Mozambican author António Emílio Leite Couto (Mia Couto) has been chosen by a jury of nine international authors to receive the 2014 Neustadt International Prize for Literature.
The $50,000 prize is sponsored by the University of Oklahoma, the Neustadt family, and World Literature Today, the university’s award-winning magazine of international literature and culture.
Jurors convened on the OU Norman campus for deliberations Oct. 31 as part of the annual Neustadt Festival for International Literature and Culture.
Gabriella Ghermandi, who nominated Couto for the Neustadt Prize, said of him, “He is an author who addresses not just his country but the entire world, all human beings.”
Couto is the first Mozambican author to be nominated for and to win the Neustadt Prize. He is considered to be one of the most important writers in Mozambique, and his works have been published in more than 20 languages.
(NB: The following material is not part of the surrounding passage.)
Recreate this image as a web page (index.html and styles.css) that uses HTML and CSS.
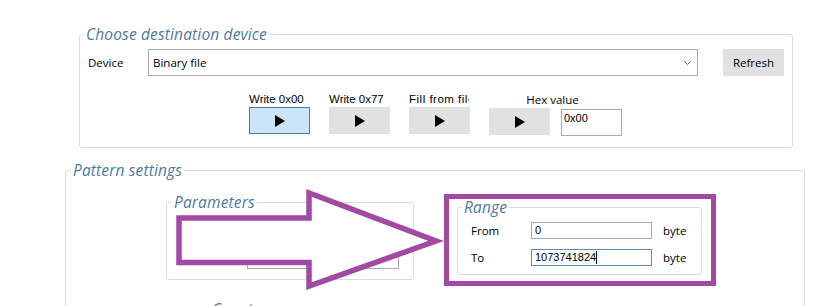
FILE: index.html
```html
<!DOCTYPE html>
<html lang="en">
<head>
    <meta charset="UTF-8">
    <meta name="viewport" content="width=device-width, initial-scale=1.0">
    <title>Pattern Writer</title>
    <link rel="stylesheet" href="styles.css">
</head>
<body>
    <div class="window">
        <fieldset class="group device-group">
            <legend>Choose destination device</legend>
            <div class="device-row">
                <span class="field-label">Device</span>
                <div class="combo">
                    <span>Binary file</span>
                    <svg class="chevron" width="7" height="4" viewBox="0 0 7 4"><polyline points="0.5,0.5 3.5,3.5 6.5,0.5" fill="none" stroke="#606060" stroke-width="1"/></svg>
                </div>
                <button class="btn refresh">Refresh</button>
            </div>
            <div class="action-row">
                <div class="action">
                    <div class="action-label">Write 0x00</div>
                    <button class="btn play active"><svg width="10" height="12" viewBox="0 0 10 12"><polygon points="0,0 10,6 0,12" fill="#000"/></svg></button>
                </div>
                <div class="action">
                    <div class="action-label">Write 0x77</div>
                    <button class="btn play"><svg width="10" height="12" viewBox="0 0 10 12"><polygon points="0,0 10,6 0,12" fill="#000"/></svg></button>
                </div>
                <div class="action">
                    <div class="action-label wide">Fill from file</div>
                    <button class="btn play"><svg width="10" height="12" viewBox="0 0 10 12"><polygon points="0,0 10,6 0,12" fill="#000"/></svg></button>
                </div>
                <div class="hex">
                    <div class="hex-label">Hex value</div>
                    <div class="hex-controls">
                        <button class="btn play"><svg width="10" height="12" viewBox="0 0 10 12"><polygon points="0,0 10,6 0,12" fill="#000"/></svg></button>
                        <div class="textbox hex-box">0x00</div>
                    </div>
                </div>
            </div>
        </fieldset>

        <fieldset class="group pattern-group">
            <legend>Pattern settings</legend>
            <div class="pattern-row">
                <fieldset class="group params-group">
                    <legend>Parameters</legend>
                    <div class="textbox params-box">1</div>
                </fieldset>
                <fieldset class="group range-group">
                    <legend>Range</legend>
                    <div class="range-rows">
                        <div class="range-row">
                            <span class="range-label">From</span>
                            <div class="textbox range-box">0</div>
                            <span class="unit">byte</span>
                        </div>
                        <div class="range-row">
                            <span class="range-label">To</span>
                            <div class="textbox range-box focused">1073741824<span class="caret"></span></div>
                            <span class="unit">byte</span>
                        </div>
                    </div>
                </fieldset>
            </div>
            <div class="count-title">Count</div>
        </fieldset>

        <!-- annotation drawn over the screenshot -->
        <svg class="annotation" width="828" height="306" viewBox="0 0 828 306">
            <polygon points="179,218 309,218 309,193 436,241 309,286 309,262.5 179,262.5" fill="#fff" stroke="#a349a4" stroke-width="5.5" stroke-linejoin="miter"/>
            <rect x="446.5" y="196.5" width="267" height="87" fill="none" stroke="#a349a4" stroke-width="5"/>
        </svg>
    </div>
</body>
</html>
```

FILE: styles.css
```css
* {
    margin: 0;
    padding: 0;
    box-sizing: border-box;
}

body {
    background: #fff;
    font-family: 'Open Sans', 'Noto Sans', sans-serif;
    font-size: 11.5px;
    color: #000;
    overflow: hidden;
}

.window {
    position: relative;
    width: 828px;
    height: 306px;
    overflow: hidden;
    padding-top: 24px;
}

/* group boxes */
.group {
    border: 1px solid #dcdcdc;
    border-radius: 3px;
    min-width: 0;
}

.group legend {
    font-style: italic;
    font-size: 15.5px;
    letter-spacing: 0.15px;
    line-height: 20px;
    color: #4f7a9c;
    padding: 0 2px;
}

.device-group {
    width: 714px;
    margin-left: 79px;
    padding: 5px 8px 11px 8px;
}

.device-group > legend {
    margin-left: -4px;
}

.device-row {
    display: flex;
    align-items: center;
    height: 27px;
}

.field-label {
    width: 60px;
}

.combo {
    width: 550px;
    height: 27px;
    border: 1px solid #a9a9a9;
    display: flex;
    align-items: center;
    justify-content: space-between;
    padding: 0 6px 0 4px;
}

.chevron {
    margin-top: 1px;
}

.btn {
    border: none;
    background: #e1e1e1;
    font-family: 'Open Sans', 'Noto Sans', sans-serif;
    font-size: 11.5px;
    color: #000;
    display: flex;
    align-items: center;
    justify-content: center;
}

.refresh {
    width: 61px;
    height: 27px;
    margin-left: 25px;
}

.action-row {
    display: flex;
    gap: 19px;
    margin-top: 16px;
    margin-left: 161px;
}

.action {
    width: 61px;
}

.action-label {
    font-family: 'Liberation Sans', Arial, sans-serif;
    font-size: 11.5px;
    line-height: 14px;
    white-space: nowrap;
    overflow: hidden;
}

.action-label.wide {
    width: 60px;
    letter-spacing: 0.5px;
}

.play {
    width: 61px;
    height: 27px;
    margin-top: 1px;
}

.play svg {
    margin-left: 1px;
}

.play.active {
    background: #cce4f7;
    border: 1px solid #4a7ea6;
}

.hex-label {
    text-align: center;
    line-height: 16px;
    margin-right: 6px;
}

.hex-controls {
    display: flex;
    align-items: flex-start;
    gap: 11px;
}

.hex-controls .play {
    margin-top: 0;
}

.textbox {
    border: 1px solid #a9a9a9;
    background: #fff;
    font-family: 'Liberation Sans', Arial, sans-serif;
    font-size: 11px;
}

.hex-box {
    width: 61px;
    height: 27px;
    margin-top: 1px;
    padding: 2px 0 0 2px;
    line-height: 13px;
}

.pattern-group {
    width: 740px;
    height: 200px;
    margin: 12px 0 0 65px;
    padding: 12px 0 0 0;
}

.pattern-group > legend {
    margin-left: 5px;
}

.pattern-row {
    display: flex;
    align-items: flex-start;
    gap: 43px;
    padding-left: 100px;
}

.params-group {
    width: 248px;
    height: 88px;
    padding-top: 37px;
}

.params-group > legend {
    margin-left: 5px;
}

.params-box {
    width: 152px;
    height: 20px;
    margin-left: 80px;
    padding: 3px 0 0 20px;
    line-height: 13px;
}

.range-group {
    width: 245px;
    height: 78px;
    margin-top: 5px;
    padding-top: 5px;
}

.range-group > legend {
    margin-left: 4px;
}

.range-rows {
    display: flex;
    flex-direction: column;
    gap: 10px;
    padding-left: 13px;
}

.range-row {
    display: flex;
    align-items: center;
    height: 17px;
}

.range-label {
    width: 60px;
}

.range-box {
    width: 121px;
    height: 17px;
    padding-left: 3px;
    line-height: 15px;
    display: flex;
    align-items: center;
}

.range-box.focused {
    border-color: #5b8db5;
}

.caret {
    width: 1px;
    height: 13px;
    background: #000;
}

.unit {
    margin-left: 11px;
}

.count-title {
    font-style: italic;
    font-size: 15.5px;
    line-height: 20px;
    color: #4f7a9c;
    margin: 19px 0 0 146px;
}

.annotation {
    position: absolute;
    left: 0;
    top: 0;
    pointer-events: none;
}
```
Born in 1955 in Beira, Mozambique, Couto began his literary career in the struggle for Mozambique’s independence, during which time he edited two journals. Raiz de Orvalho, Couto’s first book of poetry, was published in 1983. His first novel and the novel that was the representative text for the Neustadt, Sleepwalking Land, was published in 1992 to great acclaim and is widely considered one of the best African books of the 20th century.
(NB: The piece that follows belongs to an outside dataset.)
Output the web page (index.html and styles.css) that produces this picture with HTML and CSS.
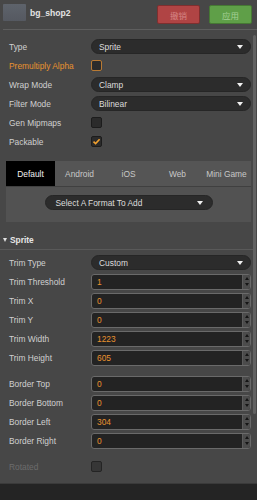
FILE: index.html
```html
<!DOCTYPE html>
<html lang="en">
<head>
  <meta charset="UTF-8">
  <title>Texture Inspector</title>
  <link rel="stylesheet" href="styles.css">
</head>
<body>
  <div class="inspector">
    <!-- En-tête de l'asset -->
    <header class="asset-head">
      <div class="thumb"></div>
      <div class="asset-name">bg_shop2</div>
      <div class="btn btn-revert">撤销</div>
      <div class="btn btn-apply">应用</div>
    </header>

    <div class="scroll-area">
      <div class="content">
        <!-- Propriétés de la texture -->
        <section class="props">
          <div class="row">
            <label>Type</label>
            <div class="select"><span>Sprite</span><i class="arrow"></i></div>
          </div>
          <div class="row">
            <label class="changed">Premultiply Alpha</label>
            <div class="check check-changed"></div>
          </div>
          <div class="row">
            <label>Wrap Mode</label>
            <div class="select"><span>Clamp</span><i class="arrow"></i></div>
          </div>
          <div class="row">
            <label>Filter Mode</label>
            <div class="select"><span>Bilinear</span><i class="arrow"></i></div>
          </div>
          <div class="row">
            <label>Gen Mipmaps</label>
            <div class="check"></div>
          </div>
          <div class="row">
            <label>Packable</label>
            <div class="check">
              <svg width="9" height="9" viewBox="0 0 9 9"><path d="M1.5 4.6 L3.6 6.6 L7.6 2.2" fill="none" stroke="#f0a030" stroke-width="1.6"/></svg>
            </div>
          </div>
        </section>

        <!-- Plateformes -->
        <section class="platforms">
          <div class="tabs">
            <div class="tab active">Default</div>
            <div class="tab">Android</div>
            <div class="tab">iOS</div>
            <div class="tab">Web</div>
            <div class="tab">Mini Game</div>
          </div>
          <div class="tab-panel">
            <div class="select format-select"><span>Select A Format To Add</span><i class="arrow"></i></div>
          </div>
        </section>

        <!-- Sprite -->
        <section class="sprite">
          <div class="section-head"><i class="fold"></i>Sprite</div>
          <div class="row">
            <label>Trim Type</label>
            <div class="select"><span>Custom</span><i class="arrow"></i></div>
          </div>
          <div class="row">
            <label>Trim Threshold</label>
            <div class="num"><span>1</span><div class="spin"><i class="up"></i><i class="down"></i></div></div>
          </div>
          <div class="row">
            <label>Trim X</label>
            <div class="num"><span>0</span><div class="spin"><i class="up"></i><i class="down"></i></div></div>
          </div>
          <div class="row">
            <label>Trim Y</label>
            <div class="num"><span>0</span><div class="spin"><i class="up"></i><i class="down"></i></div></div>
          </div>
          <div class="row">
            <label>Trim Width</label>
            <div class="num"><span>1223</span><div class="spin"><i class="up"></i><i class="down"></i></div></div>
          </div>
          <div class="row">
            <label>Trim Height</label>
            <div class="num"><span>605</span><div class="spin"><i class="up"></i><i class="down"></i></div></div>
          </div>

          <div class="group">
            <div class="row">
              <label>Border Top</label>
              <div class="num"><span>0</span><div class="spin"><i class="up"></i><i class="down"></i></div></div>
            </div>
            <div class="row">
              <label>Border Bottom</label>
              <div class="num"><span>0</span><div class="spin"><i class="up"></i><i class="down"></i></div></div>
            </div>
            <div class="row">
              <label>Border Left</label>
              <div class="num"><span>304</span><div class="spin"><i class="up"></i><i class="down"></i></div></div>
            </div>
            <div class="row">
              <label>Border Right</label>
              <div class="num"><span>0</span><div class="spin"><i class="up"></i><i class="down"></i></div></div>
            </div>
          </div>

          <div class="row group">
            <label class="disabled">Rotated</label>
            <div class="check check-disabled"></div>
          </div>
        </section>
      </div>

      <div class="scrollbar"><div class="scroll-thumb"></div></div>
    </div>

    <footer class="bottom-bar"></footer>
  </div>
</body>
</html>
```

FILE: styles.css
```css
/* Reset minimal */
* { box-sizing: border-box; margin: 0; padding: 0; }

body {
  font-family: "Liberation Sans", Arial, sans-serif;
  font-size: 8.4px;
  background: #474747;
  color: #d0d0d0;
  width: 257px;
  height: 500px;
  overflow: hidden;
}

.inspector {
  display: flex;
  flex-direction: column;
  height: 500px;
}

/* En-tête */
.asset-head {
  display: flex;
  align-items: flex-start;
  height: 30px;
  margin-left: 3px;
  padding: 4px 5px 0 0;
  border-bottom: 1px solid #5e5e5e;
}
.thumb {
  width: 23px;
  height: 17px;
  background: linear-gradient(#5e636b, #555961);
  border-radius: 1px;
}
.asset-name {
  flex: 1;
  margin: 4px 0 0 4px;
  font-weight: bold;
  font-size: 8.6px;
  color: #e4e4e4;
}
.btn {
  width: 43px;
  height: 19px;
  margin-top: 1px;
  display: flex;
  align-items: center;
  justify-content: center;
  border-radius: 2px;
  font-family: "Noto Sans CJK SC", sans-serif;
  font-size: 8.5px;
}
.btn-revert {
  background: #b04444;
  border: 1px solid #7e2f2f;
  color: #d58585;
}
.btn-apply {
  margin-left: 9px;
  background: #5f9f48;
  border: 1px solid #467834;
  color: #a3cf95;
}

/* Zone défilante */
.scroll-area {
  flex: 1;
  display: flex;
  overflow: hidden;
}
.content {
  flex: 1;
}
.scrollbar {
  width: 4px;
  padding-top: 5px;
}
.scroll-thumb {
  width: 3px;
  height: 379px;
  background: #626262;
  border-radius: 2px;
}

/* Lignes de propriétés */
.props {
  padding-top: 7px;
}
.row {
  display: flex;
  align-items: center;
  height: 19px;
  padding: 0 2px 0 9px;
}
.row label {
  width: 82px;
  white-space: nowrap;
}
.row label.changed { color: #e8922f; }
.row label.disabled { color: #6c6c6c; }

.select {
  flex: 1;
  height: 15px;
  display: flex;
  align-items: center;
  justify-content: space-between;
  padding: 0 7px;
  background: #2c2c2c;
  border: 1px solid #262626;
  border-radius: 8px;
  color: #dcdcdc;
}
.arrow {
  width: 0;
  height: 0;
  border-left: 3px solid transparent;
  border-right: 3px solid transparent;
  border-top: 4px solid #f0f0f0;
}

.check {
  width: 11px;
  height: 11px;
  display: flex;
  align-items: center;
  justify-content: center;
  background: #2b2b2b;
  border: 1px solid #1c1c1c;
  border-radius: 2px;
}
.check-changed { border-color: #b87a34; }
.check-disabled { background: #363636; border-color: #242424; }

/* Onglets plateformes */
.platforms {
  margin: 10px 2px 0 6px;
}
.tabs {
  display: flex;
  height: 25px;
  background: #555555;
}
.tab {
  flex: 1;
  display: flex;
  align-items: center;
  justify-content: center;
  color: #c8c8c8;
}
.tab.active {
  background: #000;
  color: #f2f2f2;
}
.tab-panel {
  height: 36px;
  padding-top: 8px;
  display: flex;
  justify-content: center;
  background: #525252;
  border-top: 1px solid #404040;
}
.format-select {
  flex: none;
  width: 168px;
  padding: 0 9px 0 10px;
}

/* Section Sprite */
.sprite {
  margin-top: 10px;
}
.section-head {
  display: flex;
  align-items: center;
  height: 18px;
  padding: 0 0 1px 3px;
  border-bottom: 1px solid #595959;
  font-weight: bold;
  color: #e6e6e6;
  margin-bottom: 3px;
}
.fold {
  width: 0;
  height: 0;
  margin-right: 3px;
  border-left: 2.5px solid transparent;
  border-right: 2.5px solid transparent;
  border-top: 4px solid #e0e0e0;
}

.num {
  flex: 1;
  height: 16px;
  display: flex;
  align-items: center;
  background: #232323;
  border: 1px solid #6a6a6a;
  border-radius: 3px;
  color: #e8922f;
  overflow: hidden;
}
.num span {
  flex: 1;
  padding-left: 5px;
}
.spin {
  width: 8px;
  height: 100%;
  display: flex;
  flex-direction: column;
  align-items: center;
  justify-content: space-evenly;
  background: #4c4c4c;
  border-left: 1px solid #5c5c5c;
}
.spin i {
  width: 0;
  height: 0;
  border-left: 2px solid transparent;
  border-right: 2px solid transparent;
}
.spin .up { border-bottom: 3px solid #151515; }
.spin .down { border-top: 3px solid #151515; }

.group {
  margin-top: 7px;
}

/* Barre du bas */
.bottom-bar {
  height: 17px;
  background: #242424;
  border-top: 1px solid #3a3a3a;
}
```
Couto is known for his use of magical realism as well as his creativity with language. In her nominating statement, Ghermandi wrote, “Some critics have called Mia Couto ‘the smuggler writer,’ a sort of Robin Hood of words who steals meanings to make them available in every tongue, forcing apparently separate worlds to communicate. Within his novels, each line is like a small poem.”
This year, Couto also received the 2013 Camões Prize for Literature, a prestigious award given to Portuguese-language writers.
WLT executive director Robert Con Davis-Undiano remarked, “Mia Couto is trying to lift the yoke of colonialism from a culture by reinvigorating its language. A master of Portuguese prose, he wants to lift that burden one word, one sentence, and one narrative at a time, and in this endeavor he has few if any peers.”
Upon hearing about his win, Couto responded, “This award is timed perfectly, as Mozambique is about to go through a difficult time. For me personally, this award is certainly a relief, a ray of sunshine, at this sad national moment.”
The Neustadt Prize is awarded every two years and represents the only international literary award for which novelists, playwrights and poets are equally eligible. Often called the “American Nobel” because of its connection to the Nobel Prize in Literature, the Neustadt Prize is considered to be one of the most important literary prizes in the world. Throughout its history, the Neustadt has boasted 30 laureates, jurors, or candidates that have gone on to receive the Nobel, including Pablo Neruda, Gabriel García Márquez, Orhan Pamuk, Mo Yan, and Alice Munro, among others.
Couto is the 23rd laureate of the Neustadt Prize and will accept the award on the OU Norman campus during the fall 2014 Neustadt Festival.